Simple, right? This same pattern works for any content that needs conditional rendering based on variables like gender, role, or status. Using select arguments ensures your message strings are flexible and adapt to the correct context across different target languages.
Number formatting
The ICU message format supports number formatting for two main use cases: currency and percentage formatting. Let’s see how to set these up in an i18n application.
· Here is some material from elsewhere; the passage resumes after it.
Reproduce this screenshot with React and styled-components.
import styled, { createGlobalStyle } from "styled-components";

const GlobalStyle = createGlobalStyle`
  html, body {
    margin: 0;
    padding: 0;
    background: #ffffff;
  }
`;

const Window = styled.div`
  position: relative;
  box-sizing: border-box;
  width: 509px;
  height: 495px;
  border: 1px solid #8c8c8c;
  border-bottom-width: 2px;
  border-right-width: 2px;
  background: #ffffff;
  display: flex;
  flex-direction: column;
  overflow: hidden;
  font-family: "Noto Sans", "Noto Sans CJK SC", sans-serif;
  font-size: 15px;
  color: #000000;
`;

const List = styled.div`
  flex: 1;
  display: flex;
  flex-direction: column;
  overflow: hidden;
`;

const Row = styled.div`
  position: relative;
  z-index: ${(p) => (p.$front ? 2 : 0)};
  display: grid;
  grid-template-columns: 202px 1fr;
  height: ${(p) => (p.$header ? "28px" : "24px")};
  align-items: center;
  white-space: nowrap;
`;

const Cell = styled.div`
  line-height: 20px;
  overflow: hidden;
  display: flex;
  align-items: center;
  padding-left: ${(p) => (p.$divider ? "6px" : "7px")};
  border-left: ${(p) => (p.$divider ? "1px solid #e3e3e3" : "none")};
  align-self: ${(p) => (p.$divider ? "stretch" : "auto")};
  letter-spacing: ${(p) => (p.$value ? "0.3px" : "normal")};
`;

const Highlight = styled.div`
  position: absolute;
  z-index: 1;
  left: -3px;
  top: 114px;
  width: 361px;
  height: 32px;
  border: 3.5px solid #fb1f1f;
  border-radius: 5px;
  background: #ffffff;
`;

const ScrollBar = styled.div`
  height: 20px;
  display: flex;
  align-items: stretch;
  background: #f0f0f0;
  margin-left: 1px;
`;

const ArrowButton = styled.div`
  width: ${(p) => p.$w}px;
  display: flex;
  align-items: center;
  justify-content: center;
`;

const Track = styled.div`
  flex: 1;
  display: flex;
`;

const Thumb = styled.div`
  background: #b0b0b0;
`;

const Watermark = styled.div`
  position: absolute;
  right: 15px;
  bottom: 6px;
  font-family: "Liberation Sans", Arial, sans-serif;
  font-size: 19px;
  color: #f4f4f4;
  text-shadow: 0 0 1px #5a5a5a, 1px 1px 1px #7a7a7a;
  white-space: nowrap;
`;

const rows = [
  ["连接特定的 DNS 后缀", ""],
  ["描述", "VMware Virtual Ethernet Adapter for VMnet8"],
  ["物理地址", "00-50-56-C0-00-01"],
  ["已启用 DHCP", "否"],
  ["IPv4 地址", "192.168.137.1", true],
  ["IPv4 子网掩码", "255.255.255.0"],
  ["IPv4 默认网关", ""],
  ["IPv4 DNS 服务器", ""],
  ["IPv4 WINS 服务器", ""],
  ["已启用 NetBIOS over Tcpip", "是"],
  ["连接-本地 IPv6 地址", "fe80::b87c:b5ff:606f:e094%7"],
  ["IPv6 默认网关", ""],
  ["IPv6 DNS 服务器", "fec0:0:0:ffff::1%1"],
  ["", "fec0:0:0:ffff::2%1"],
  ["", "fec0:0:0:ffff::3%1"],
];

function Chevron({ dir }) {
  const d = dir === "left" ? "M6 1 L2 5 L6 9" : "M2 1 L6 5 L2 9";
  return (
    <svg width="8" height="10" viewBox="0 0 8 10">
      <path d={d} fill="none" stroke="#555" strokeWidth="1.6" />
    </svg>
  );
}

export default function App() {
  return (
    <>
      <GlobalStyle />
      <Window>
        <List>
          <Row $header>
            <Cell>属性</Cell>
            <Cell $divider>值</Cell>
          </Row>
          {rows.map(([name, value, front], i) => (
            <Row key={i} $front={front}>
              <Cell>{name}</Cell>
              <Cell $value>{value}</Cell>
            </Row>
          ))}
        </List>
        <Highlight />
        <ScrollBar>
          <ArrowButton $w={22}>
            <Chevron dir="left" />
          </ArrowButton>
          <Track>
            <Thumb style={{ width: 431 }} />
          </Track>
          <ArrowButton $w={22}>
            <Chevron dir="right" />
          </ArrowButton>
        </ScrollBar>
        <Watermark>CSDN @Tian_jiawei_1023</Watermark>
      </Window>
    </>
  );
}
For example, suppose you need to display the sentence:
“They could achieve a 70% success rate in the project.”
We’ll use ICU’s number
syntax to format this as a percentage.
Translation files:
messages_en.yaml
success_rate: They could achieve {n, number, percent} success rate in the project.
messages_zh.yaml
success_rate:他们可以在项目中获得{n, number, percent}成功率。
messages_ar.yaml
success_rate:يمكنهم تحقيق {n, number, percent} معدل نجاح في المشروع.
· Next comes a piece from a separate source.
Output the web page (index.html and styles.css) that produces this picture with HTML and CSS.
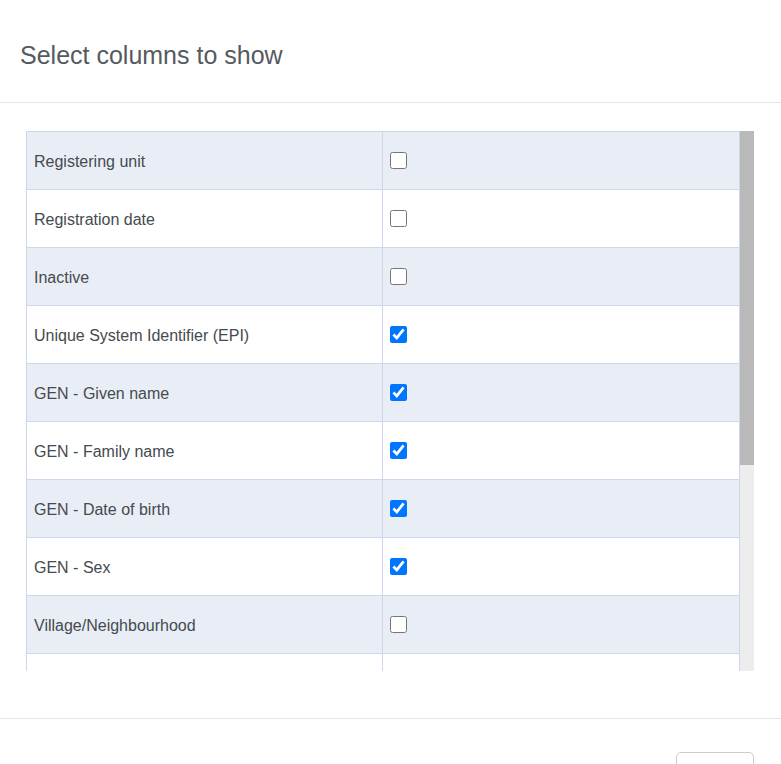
FILE: index.html
```html
<!DOCTYPE html>
<html lang="en">
<head>
<meta charset="utf-8">
<title>Select columns to show</title>
<link rel="stylesheet" href="styles.css">
</head>
<body>
<div class="modal">
  <div class="modal-header">
    <h2 class="modal-title">Select columns to show</h2>
  </div>
  <div class="modal-body">
    <div class="scroll-area">
      <div class="scroll-content">
        <table class="column-table">
          <tbody>
            <tr><td class="name">Registering unit</td><td class="check"><input type="checkbox"></td></tr>
            <tr><td class="name">Registration date</td><td class="check"><input type="checkbox"></td></tr>
            <tr><td class="name">Inactive</td><td class="check"><input type="checkbox"></td></tr>
            <tr><td class="name">Unique System Identifier (EPI)</td><td class="check"><input type="checkbox" checked></td></tr>
            <tr><td class="name">GEN - Given name</td><td class="check"><input type="checkbox" checked></td></tr>
            <tr><td class="name">GEN - Family name</td><td class="check"><input type="checkbox" checked></td></tr>
            <tr><td class="name">GEN - Date of birth</td><td class="check"><input type="checkbox" checked></td></tr>
            <tr><td class="name">GEN - Sex</td><td class="check"><input type="checkbox" checked></td></tr>
            <tr><td class="name">Village/Neighbourhood</td><td class="check"><input type="checkbox"></td></tr>
            <tr><td class="name">Phone number</td><td class="check"><input type="checkbox"></td></tr>
            <tr><td class="name">Address</td><td class="check"><input type="checkbox"></td></tr>
            <tr><td class="name">Mother's name</td><td class="check"><input type="checkbox"></td></tr>
            <tr><td class="name">Father's name</td><td class="check"><input type="checkbox"></td></tr>
            <tr><td class="name">Health facility</td><td class="check"><input type="checkbox"></td></tr>
            <tr><td class="name">Enrollment date</td><td class="check"><input type="checkbox"></td></tr>
          </tbody>
        </table>
      </div>
      <div class="scrollbar"><div class="scrollbar-thumb"></div></div>
    </div>
  </div>
  <div class="modal-footer">
    <button class="btn" type="button">Close</button>
  </div>
</div>
</body>
</html>
```

FILE: styles.css
```css
html, body {
  margin: 0;
  padding: 0;
  background: #ffffff;
  font-family: "Liberation Sans", Arial, sans-serif;
}

.modal {
  width: 781px;
  height: 764px;
  overflow: hidden;
}

.modal-header {
  height: 103px;
  padding: 9px 20px 0;
  display: flex;
  align-items: center;
  border-bottom: 1px solid #e5e5e5;
  box-sizing: border-box;
}

.modal-title {
  margin: 0;
  font-size: 25px;
  font-weight: 400;
  color: #555a5f;
}

.modal-body {
  padding: 28px 27px 47px 26px;
}

/* list viewport with its own scrollbar rail */
.scroll-area {
  height: 540px;
  display: flex;
}

.scroll-content {
  flex: 1;
  overflow: hidden;
}

.scrollbar {
  width: 14px;
  background: #ededed;
  flex-shrink: 0;
}

.scrollbar-thumb {
  height: 334px;
  background: #b9b9b9;
}

.column-table {
  width: 100%;
  border-collapse: collapse;
  font-size: 16px;
  color: #464a4e;
}

.column-table td {
  height: 58px;
  border: 1px solid #ccd8ea;
  padding: 0 7px;
  box-sizing: border-box;
}

.column-table td.name {
  width: 356px;
  padding-top: 2px;
}

.column-table tr:nth-child(odd) td {
  background: #e9eef6;
}

.column-table input[type="checkbox"] {
  width: 17px;
  height: 17px;
  margin: 0;
  display: block;
}

.modal-footer {
  border-top: 1px solid #e5e5e5;
  padding: 33px 27px 0;
  display: flex;
  justify-content: flex-end;
  align-items: flex-start;
}

.btn {
  width: 78px;
  height: 38px;
  padding: 14px 0 0;
  border: 1px solid #cccccc;
  border-radius: 5px;
  background: #ffffff;
  font-family: inherit;
  font-size: 16px;
  color: #333333;
}
```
Next, update your formatter.js
file like this:
format('success_rate', { n: 0.7 });
For English, this outputs:“They could achieve 70% success rate in the project.”
Currency formatting
You can also format currency values using the same syntax by specifying a currency type. Different libraries handle this slightly differently. Here’s a quick rundown of how you can set it up depending on the library:
- ICU4C (C++): Use the
NumberFormat.setCurrency()
method. - ICU4C (C API): Set the currency code via
unum_setTextAttribute()
. - ICU4J (Java): Use
NumberFormat.setCurrency()
for currency formatting.
This approach ensures you get the correct default format for each target language based on locale-specific settings.
Date/Time formatting
ICU provides four predefined date formats: short, medium, long, and full. If you want to display a date like:
“I entered university on 19/02/2017,” you just need to choose the right date format in your translation files.
Here’s how to set it up:
Translation files:
messages_en.yaml
enter_university : I entered university on {uni_date, date, short}
messages_zh.yaml
enter_university : 我从上大学 {uni_date, date, short}
messages_ar.yaml
enter_university : دخلت الجامعة {uni_date, date, short}
Next, update your formatter.js file like this:
format('enter_university', { uni_date: new Date('2019-01-01') });
For English, this would display as:
“I entered university on 1/1/2019” (using the short
format).
That’s how easily ICU can handle date formatting according to your application’s needs.
Summary
In this article, we explored how to use the ICU message format to localize software applications. The ICU format simplifies localization by offering support for:
- Basic text translations
- Conditional text (using
select
) - Interpolation
- Number formatting (percentages and currencies)
- Date formatting
With its powerful features and wide adoption, ICU is a solid choice for handling complex localization requirements across multiple target languages.